Hay algo perturbador, inquietante, ya en el primer comienzo de Japón, la ópera prima del mexicano Carlos Reygadas, que se llevó la Cámara de Oro en Cannes 2002 y todo un rosario de premios en el circuito de festivales internacionales, incluyendo el de mejor actor para su protagonista, Alejandro Ferretis (que no es actor profesional), en el Festival de Cine Independiente de Buenos Aires. La ciudad de México y la civilización toda van quedando atrás, pero la cámara, en planos fijos, mira siempre obsesivamente hacia delante, como si hubiera sido impelida a un viaje a otro mundo, sin retorno posible. De pronto, la película y el espectador se encuentran en plena montaña, junto a un hombre que parece su propia sombra, tan delgado y tan oscuro en sus intenciones. “¿Qué va a hacer por allí, si no hay nada?”, le preguntan cuando lo ven dirigirse —renqueando, como si arrastrara todo el peso de su existencia— a un pueblo recóndito, que quizá ni figure en los mapas. Y el hombre responde, grave, decidido, pero sin énfasis: “Voy a matarme”.

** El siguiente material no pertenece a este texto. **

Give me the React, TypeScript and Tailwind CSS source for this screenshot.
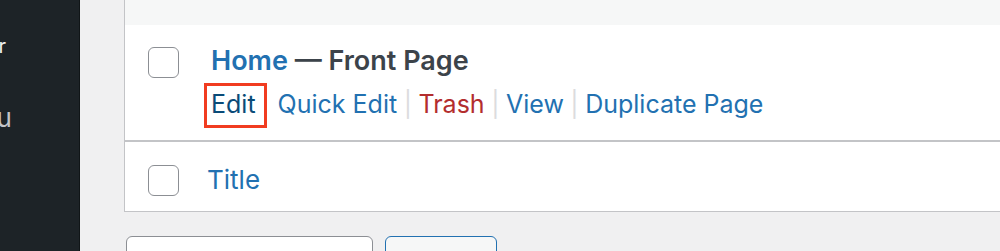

Autogestionada con escasos medios, al margen de los aparatos estatales y privados de producción, con un elenco hecho apenas de un viejo amigo (Ferretis) y los pobladores de una región olvidada, Japón es desde su título mismo —que parece evocar el suicidio ritual de un ronin, un guerrero errante y solitario en una tierra lejana— un filme extraño, fuera de norma, tan lejos de la espectacularidad de Amores perros y del paisajismo for export de Y tu mamá también como de los sórdidos melodramas claustrofóbicos de Arturo Ripstein, por citar apenas los ejemplos más difundidos del cine mexicano, con los que no comparte nada.
En este sentido, el filme de Reygadas parece estar reinventándose constantemente a sí mismo, tan solo con Andrei Tarkovski como guía e inspiración. Hay una suerte de intención mística en Japón, que es quizá lo menos interesante de la película, pero al mismo tiempo esa vaga pretensión espiritual, acentuada por la música de Bach, Shostakovich y Arvo Pärt, se hace cargo también de lo más bajo, de lo más primitivo y allí radica la tremenda fuerza de una obra que parece concebida como un choque de opuestos.
Se diría que en esa colisión constante entre vida y muerte, civilización y barbarie, niños y viejos, hombres y animales y hasta entre el sol y la bruma se produce la verdadera tensión dramática del filme. Esas fuerzas antagónicas también tienen su correlato en las formas geométricas que despliega Reygadas, con la colaboración inestimable del director de fotografía argentino Diego Martínez Vignatti. Utilizando un soporte y un formato de combinación absolutamente inusuales, el 16 mm CinemaScope, todo en Japón tiene una magnificencia horizontal, una esplendor rectangular que se enfrenta con el vértigo —de naturaleza vertical— que producen no solo los abismos de esas montañas, sino también la decisión abisal del protagonista.
¿Hay lo que habitualmente se llama “una historia” en Japón? Apenas esquicios, apuntes, fragmentos, en todo caso. Entre ellos, la relación del protagonista con Ascensión, una vieja que parece tener la edad del Tiempo y que con su sola presencia, como si fuera un monolito, consigue introducir la duda en ese hombre acerca de su decisión final (la escena de sexo entre ambos es una de las más insólitas del cine reciente).
Ascensión, a su vez, siente amenazada su vivienda por un sobrino codicioso y por los habitantes del pueblo, que parecen los herederos de ese pozo sin fondo que Luis Buñuel encontró en la aldea de Las Hurdes, en Tierra sin pan (1932). Pero Reygadas no es —siguiendo la dicotomía establecida por Eric Rohmer y Pier Paolo Pasolini— un cineasta de prosa, sino de poesía. Lo que en otros filmes sería un acontecimiento central, en Japón es apenas una anécdota. Lo suyo es el lirismo, la sensualidad de los elementos, la necesidad de aprehender el mundo, con esas tomas panorámicas de 360 grados, que dan cuenta de la belleza pero también del caos, como en el impresionante final, un único, prolongado, demencial plano-secuencia que parece prefigurar el Apocalipsis.